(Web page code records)
## BEGIN
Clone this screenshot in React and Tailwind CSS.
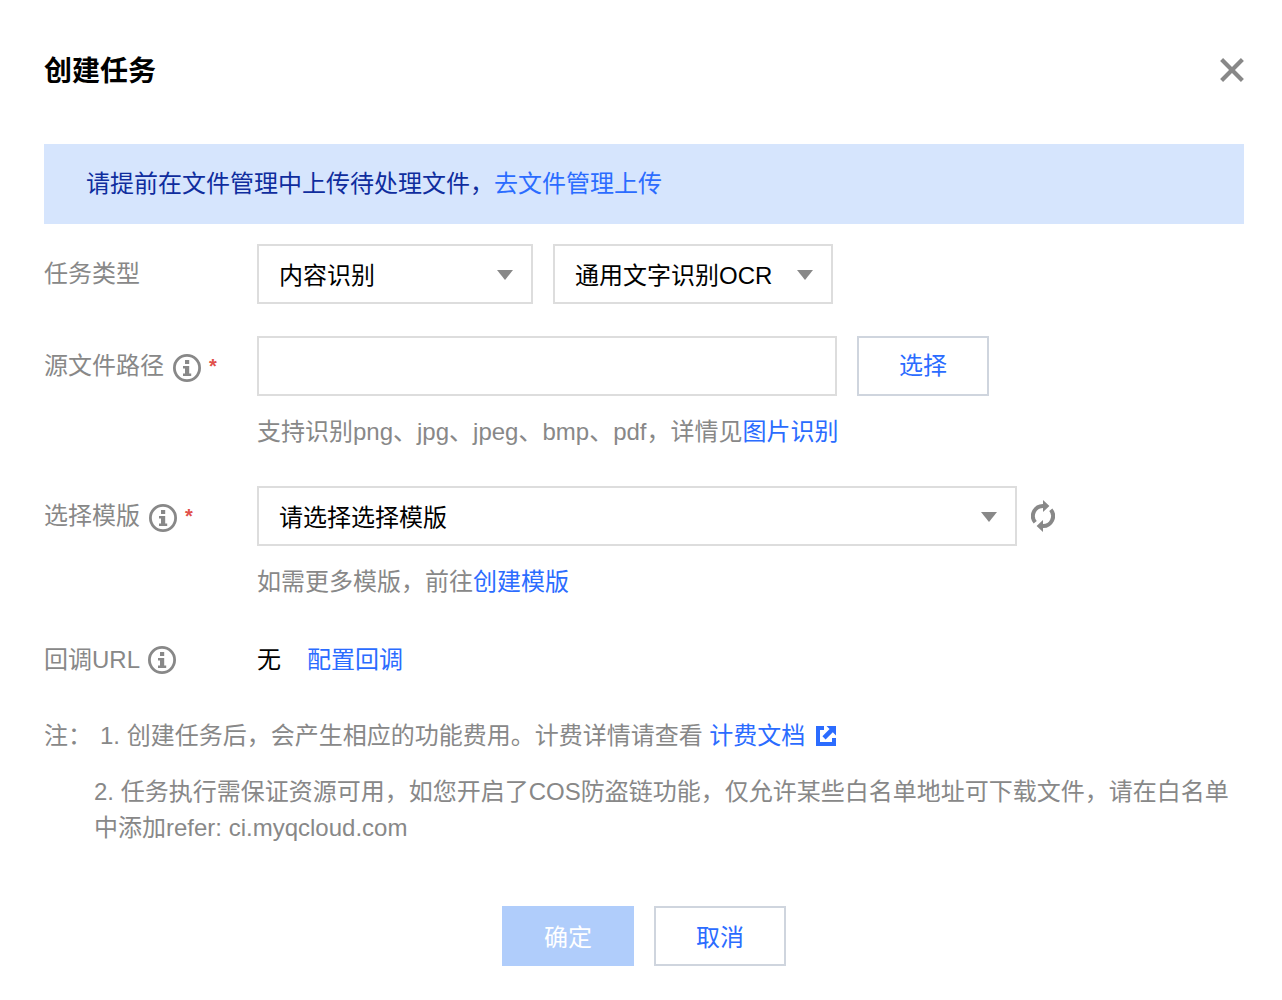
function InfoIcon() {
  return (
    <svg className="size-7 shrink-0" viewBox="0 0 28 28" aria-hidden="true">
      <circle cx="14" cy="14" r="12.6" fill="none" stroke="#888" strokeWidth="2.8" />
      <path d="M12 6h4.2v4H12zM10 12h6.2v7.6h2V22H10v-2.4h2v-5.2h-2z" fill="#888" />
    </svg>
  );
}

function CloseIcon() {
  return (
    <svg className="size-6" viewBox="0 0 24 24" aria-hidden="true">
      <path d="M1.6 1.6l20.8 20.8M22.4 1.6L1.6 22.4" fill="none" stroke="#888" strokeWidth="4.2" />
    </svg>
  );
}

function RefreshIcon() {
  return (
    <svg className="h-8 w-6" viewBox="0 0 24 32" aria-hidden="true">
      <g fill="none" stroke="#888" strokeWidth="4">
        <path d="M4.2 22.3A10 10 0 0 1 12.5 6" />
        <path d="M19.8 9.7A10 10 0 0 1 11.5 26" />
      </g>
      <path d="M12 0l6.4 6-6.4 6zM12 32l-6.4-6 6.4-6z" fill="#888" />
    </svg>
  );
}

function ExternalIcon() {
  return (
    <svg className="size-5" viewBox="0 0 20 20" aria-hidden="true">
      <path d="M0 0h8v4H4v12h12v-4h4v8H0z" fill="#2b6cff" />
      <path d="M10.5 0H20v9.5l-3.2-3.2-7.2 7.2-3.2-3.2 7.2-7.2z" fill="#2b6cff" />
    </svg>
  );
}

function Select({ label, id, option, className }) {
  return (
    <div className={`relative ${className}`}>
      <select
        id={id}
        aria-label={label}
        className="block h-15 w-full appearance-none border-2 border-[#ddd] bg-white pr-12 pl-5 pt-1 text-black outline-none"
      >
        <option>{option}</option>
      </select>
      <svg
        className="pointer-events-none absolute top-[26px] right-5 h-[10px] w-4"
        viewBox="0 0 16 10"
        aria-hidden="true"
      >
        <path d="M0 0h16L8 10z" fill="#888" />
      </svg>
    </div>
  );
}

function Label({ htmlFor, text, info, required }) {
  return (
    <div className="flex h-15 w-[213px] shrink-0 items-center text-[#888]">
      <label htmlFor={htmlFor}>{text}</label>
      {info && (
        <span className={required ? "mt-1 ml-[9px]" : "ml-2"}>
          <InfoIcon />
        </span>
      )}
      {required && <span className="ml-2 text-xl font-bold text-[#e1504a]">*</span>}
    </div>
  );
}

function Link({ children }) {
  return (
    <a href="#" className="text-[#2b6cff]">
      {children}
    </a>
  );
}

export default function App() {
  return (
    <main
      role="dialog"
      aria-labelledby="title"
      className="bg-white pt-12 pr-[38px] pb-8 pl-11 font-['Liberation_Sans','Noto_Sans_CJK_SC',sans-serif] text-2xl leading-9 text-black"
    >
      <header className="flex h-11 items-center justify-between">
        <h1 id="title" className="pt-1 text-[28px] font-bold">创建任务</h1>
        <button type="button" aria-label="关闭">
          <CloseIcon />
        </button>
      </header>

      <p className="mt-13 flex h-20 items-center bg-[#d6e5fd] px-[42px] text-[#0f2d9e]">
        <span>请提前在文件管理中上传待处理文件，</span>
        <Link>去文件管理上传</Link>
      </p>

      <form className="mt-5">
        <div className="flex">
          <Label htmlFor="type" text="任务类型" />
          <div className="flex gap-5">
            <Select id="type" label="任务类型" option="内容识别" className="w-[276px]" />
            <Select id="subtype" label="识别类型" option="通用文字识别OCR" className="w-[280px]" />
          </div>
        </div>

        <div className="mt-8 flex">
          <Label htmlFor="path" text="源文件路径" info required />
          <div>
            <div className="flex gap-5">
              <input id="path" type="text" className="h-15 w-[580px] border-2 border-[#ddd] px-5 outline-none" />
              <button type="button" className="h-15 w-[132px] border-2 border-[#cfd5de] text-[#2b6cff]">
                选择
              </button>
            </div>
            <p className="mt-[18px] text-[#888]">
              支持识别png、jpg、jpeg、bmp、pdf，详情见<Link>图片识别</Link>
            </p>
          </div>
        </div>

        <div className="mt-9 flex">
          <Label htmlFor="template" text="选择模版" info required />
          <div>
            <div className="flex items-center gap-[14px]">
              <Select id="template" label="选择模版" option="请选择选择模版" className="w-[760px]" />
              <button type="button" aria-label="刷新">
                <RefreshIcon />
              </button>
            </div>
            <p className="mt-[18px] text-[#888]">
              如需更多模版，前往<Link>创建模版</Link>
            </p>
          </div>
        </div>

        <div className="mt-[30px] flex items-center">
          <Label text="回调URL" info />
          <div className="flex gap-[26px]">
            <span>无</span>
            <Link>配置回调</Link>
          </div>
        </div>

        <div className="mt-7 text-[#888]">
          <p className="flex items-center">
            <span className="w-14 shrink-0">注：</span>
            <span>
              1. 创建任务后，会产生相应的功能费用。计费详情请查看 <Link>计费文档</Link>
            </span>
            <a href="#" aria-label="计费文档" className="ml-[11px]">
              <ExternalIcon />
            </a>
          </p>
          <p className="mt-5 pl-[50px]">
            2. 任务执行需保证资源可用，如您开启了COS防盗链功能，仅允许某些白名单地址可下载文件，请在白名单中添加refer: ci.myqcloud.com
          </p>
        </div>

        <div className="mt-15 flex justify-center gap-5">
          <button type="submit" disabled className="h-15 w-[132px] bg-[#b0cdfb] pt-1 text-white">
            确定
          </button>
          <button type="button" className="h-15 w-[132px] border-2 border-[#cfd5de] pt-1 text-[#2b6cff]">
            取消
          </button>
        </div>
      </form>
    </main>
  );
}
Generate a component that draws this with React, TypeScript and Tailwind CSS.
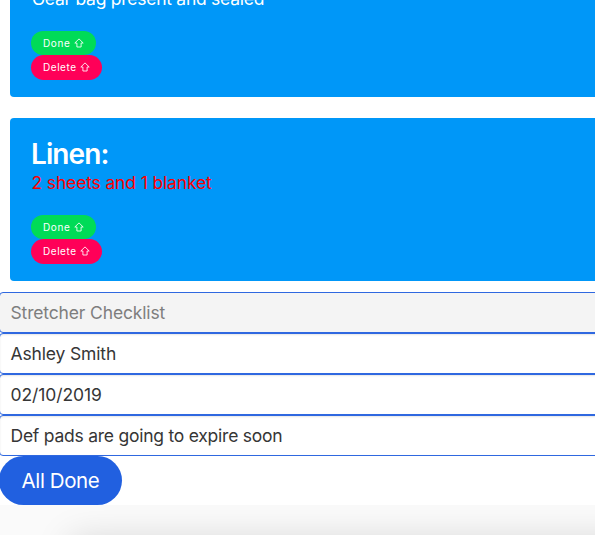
## END
WHAT THE EXERCISE ASKS ▸ What is the number of lines in the records that contain the word "this"? Answer with the number and nothing else.

CORRECT RESPONSE ▸ 2